Adozione. Se i fratelli non diventano subito fratelli…

Quando un nuovo figlio arriva in famiglia: un fattore di rischio rispetto al buon esito delle adozioni?

La presenza di figli in famiglia, siano biologici o adottivi, è ritenuto da molti studiosi un fattore di rischio rispetto al buon esito delle adozioni. Questo è da imputarsi spesso alla mancanza di uno spazio di accoglienza adeguato in seno alla famiglia adottiva. Si potrebbe pensare che avere già un’esperienza genitoriale sia sempre di per sé un valore aggiunto per chi arriva, ma purtroppo non è così, perché questo errore di valutazione, spesso compiuto dalle famiglie, impedisce loro di mettersi abbastanza in gioco nel percorso di preparazione.

Il processo di affiatamento con un bambino che ha una storia di abbandono è spesso complicato, faticoso, doloroso. Chi è stato abbandonato, ignorato, malcurato o maltrattato, ha un’enorme difficoltà a fidarsi di possibili figure di riferimento, ma non sa dirlo. O meglio, non sa dirlo a parole, ma lo può dire con comportamenti di sfida, di ribellione, di distanza emotiva, di rabbia e agitazione.

Sia verso la coppia, sia verso i figli già presenti, verso cui può nascere competizione. E, se già una coppia può sentirsi in difficoltà e temere di non riuscire a far evolvere la situazione in una direzione positiva, in una coppia con figli può scattare un meccanismo difensivo di percezione di pericolo dell’estraneo, del diverso, che porta a chiudere quelle braccia che erano aperte.

Adozione e fratelli: il rischio e le opportunità

Così, l’unica possibilità di trasformazione emotiva per questi bambini, cioè il poter ricreare una qualche forma di attaccamento nei confronti di figure di riferimento, svanisce in breve. Spesso bruscamente. E la coppia rinuncia all’abbinamento e al progetto adottivo.
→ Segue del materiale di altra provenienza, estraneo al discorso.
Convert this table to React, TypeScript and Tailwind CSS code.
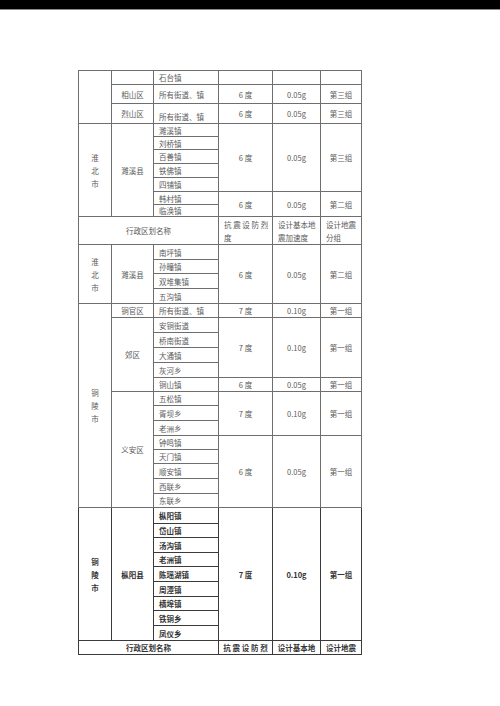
type Cell = { t?: string; rs?: number; cs?: number; left?: boolean; v?: boolean; cls?: string }
type Row = { h: string; cells: Cell[]; dark?: boolean }

const town = (t: string): Cell => ({ t, left: true })
const vals = (a: string, b: string, c: string, rs?: number): Cell[] => [
  { t: a, rs },
  { t: b, rs },
  { t: c, rs },
]

const rows: Row[] = [
  { h: "h-[14px]", cells: [{ rs: 3 }, {}, town("石台镇"), {}, {}, {}] },
  { h: "h-[19px]", cells: [{ t: "相山区" }, town("所有街道、镇"), ...vals("6 度", "0.05g", "第三组")] },
  {
    h: "h-[20px]",
    cells: [{ t: "烈山区" }, { t: "所有街道、镇", left: true, cls: "pt-[6px]" }, ...vals("6 度", "0.05g", "第三组")],
  },
  {
    h: "h-[13px]",
    cells: [{ t: "淮北市", rs: 7, v: true }, { t: "濉溪县", rs: 7 }, town("濉溪镇"), ...vals("6 度", "0.05g", "第三组", 5)],
  },
  { h: "h-[13px]", cells: [town("刘桥镇")] },
  { h: "h-[14px]", cells: [town("百善镇")] },
  { h: "h-[14px]", cells: [town("铁佛镇")] },
  { h: "h-[14px]", cells: [town("四铺镇")] },
  { h: "h-[13px]", cells: [town("韩村镇"), ...vals("6 度", "0.05g", "第二组", 2)] },
  { h: "h-[12px]", cells: [town("临涣镇")] },
  {
    h: "h-[28px]",
    cells: [
      { t: "行政区划名称", cs: 3 },
      { t: "抗 震 设 防 烈\n度", left: true },
      { t: "设计基本地\n震加速度", left: true },
      { t: "设计地震\n分组", left: true },
    ],
  },
  {
    h: "h-[15px]",
    cells: [{ t: "淮北市", rs: 4, v: true }, { t: "濉溪县", rs: 4 }, town("南坪镇"), ...vals("6 度", "0.05g", "第二组", 4)],
  },
  { h: "h-[14px]", cells: [town("孙疃镇")] },
  { h: "h-[15px]", cells: [town("双堆集镇")] },
  { h: "h-[15px]", cells: [town("五沟镇")] },
  {
    h: "h-[14px]",
    cells: [{ t: "铜陵市", rs: 14, v: true }, { t: "铜官区" }, town("所有街道、镇"), ...vals("7 度", "0.10g", "第一组")],
  },
  { h: "h-[15px]", cells: [{ t: "郊区", rs: 5 }, town("安铜街道"), ...vals("7 度", "0.10g", "第一组", 4)] },
  { h: "h-[15px]", cells: [town("桥南街道")] },
  { h: "h-[15px]", cells: [town("大通镇")] },
  { h: "h-[15px]", cells: [town("灰河乡")] },
  { h: "h-[14px]", cells: [town("铜山镇"), ...vals("6 度", "0.05g", "第一组")] },
  { h: "h-[14px]", cells: [{ t: "义安区", rs: 8 }, town("五松镇"), ...vals("7 度", "0.10g", "第一组", 3)] },
  { h: "h-[15px]", cells: [town("胥坝乡")] },
  { h: "h-[15px]", cells: [town("老洲乡")] },
  { h: "h-[14px]", cells: [town("钟鸣镇"), ...vals("6 度", "0.05g", "第一组", 5)] },
  { h: "h-[14px]", cells: [town("天门镇")] },
  { h: "h-[15px]", cells: [town("顺安镇")] },
  { h: "h-[15px]", cells: [town("西联乡")] },
  { h: "h-[14px]", cells: [town("东联乡")] },
  {
    h: "h-[16px]",
    dark: true,
    cells: [{ t: "铜陵市", rs: 9, v: true }, { t: "枞阳县", rs: 9 }, town("枞阳镇"), ...vals("7 度", "0.10g", "第一组", 9)],
  },
  { h: "h-[14px]", dark: true, cells: [town("岱山镇")] },
  { h: "h-[15px]", dark: true, cells: [town("汤沟镇")] },
  { h: "h-[14px]", dark: true, cells: [town("老洲镇")] },
  { h: "h-[15px]", dark: true, cells: [town("陈瑶湖镇")] },
  { h: "h-[15px]", dark: true, cells: [town("周潭镇")] },
  { h: "h-[14px]", dark: true, cells: [town("横埠镇")] },
  { h: "h-[15px]", dark: true, cells: [town("铁铜乡")] },
  { h: "h-[15px]", dark: true, cells: [town("凤仪乡")] },
  {
    h: "h-[14px]",
    dark: true,
    cells: [{ t: "行政区划名称", cs: 3 }, { t: "抗 震 设 防 烈" }, { t: "设计基本地" }, { t: "设计地震" }],
  },
]

function Content({ c }: { c: Cell }) {
  if (!c.t) return null
  if (c.v)
    return (
      <div className="flex flex-col items-center leading-[13px]">
        {c.t.split("").map((ch, i) => (
          <span key={i}>{ch}</span>
        ))}
      </div>
    )
  return (
    <div className={`whitespace-pre ${c.t.includes("\n") ? "leading-[13px]" : "leading-[9px]"}`}>{c.t}</div>
  )
}

export default function App() {
  return (
    <div className="min-h-[706px] w-[500px] bg-white font-['Noto_Sans_CJK_SC','Noto_Sans',sans-serif]">
      <div className="h-[9px] bg-black" />
      <div className="h-px bg-[#8a8a8a]" />
      <div className="pl-[78px] pt-[60px]">
        <table className="table-fixed border-collapse text-[7.5px]">
          <colgroup>
            <col className="w-[33px]" />
            <col className="w-[42px]" />
            <col className="w-[65px]" />
            <col className="w-[54px]" />
            <col className="w-[48px]" />
            <col className="w-[41px]" />
          </colgroup>
          <tbody>
            {rows.map((r, i) => (
              <tr key={i} className={r.h}>
                {r.cells.map((c, j) => (
                  <td
                    key={j}
                    rowSpan={c.rs}
                    colSpan={c.cs}
                    className={`p-0 align-middle ${c.left ? "pl-[5px] text-left" : "text-center"} ${
                      r.dark
                        ? "border border-[#3a3a3a] font-semibold text-[#333333]"
                        : "border border-[#6e6e6e] text-[#5a5a5a]"
                    } ${c.cls ?? ""}`}
                  >
                    <Content c={c} />
                  </td>
                ))}
              </tr>
            ))}
          </tbody>
        </table>
      </div>
    </div>
  )
}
Un fallimento enorme per tutti si compie. Ma solo uno ne sconterà le conseguenze in maniera davvero profonda: quel bambino che si aspettava di poter essere finalmente compreso, guardato, amato.

L’esperienza quotidiana sul campo ci mostra che, al di là dei numeri statistici, le adozioni da parte di famiglie con figli possono rivelarsi un’esperienza molto ricca per tutti: possono favorire nel bambino che arriva un forte senso di rassicurazione e di desiderio di appartenere e quindi meglio predisporlo all’apertura; possono essere fonte di grande stimolo per tutti i fratelli e favorire evoluzioni positive nella crescita dei fratelli maggiori, sia da un punto di vista psicologico che emotivo. Si creano delle famiglie di una bellezza poetica.

Alcuni Tribunali dei Minorenni, quali quello di Genova e quello di Bologna per esempio, nell’ultimo periodo hanno concesso quasi esclusivamente decreti di idoneità vincolati all’adozione di un solo minore, indipendentemente dalle famiglie che hanno incontrato. Assumendo una posizione preventiva che, se da un lato cerca di contenere i fallimenti adottivi, rischia anche di limitare fortemente le possibilità di accoglienza, aspetto che va a scapito dei numerosi bambini in attesa di una famiglia. Da cui la necessità di un cambiamento di prospettiva culturale: l’adozione non è esclusivamente un canale per avere un figlio, ma ha una forte dimensione sociale ed etica.

Quando allarghiamo il focus dal nostro piccolo orticello e osserviamo il mondo intero e i differenti punti di vista, solo allora possiamo comprendere l’importanza di un profondo e costante lavoro di accompagnamento delle famiglie adottive, per farle crescere, aprire e contattare sempre più intimamente le proprie risorse di accoglienza. E realizzare dei bellissimi sogni.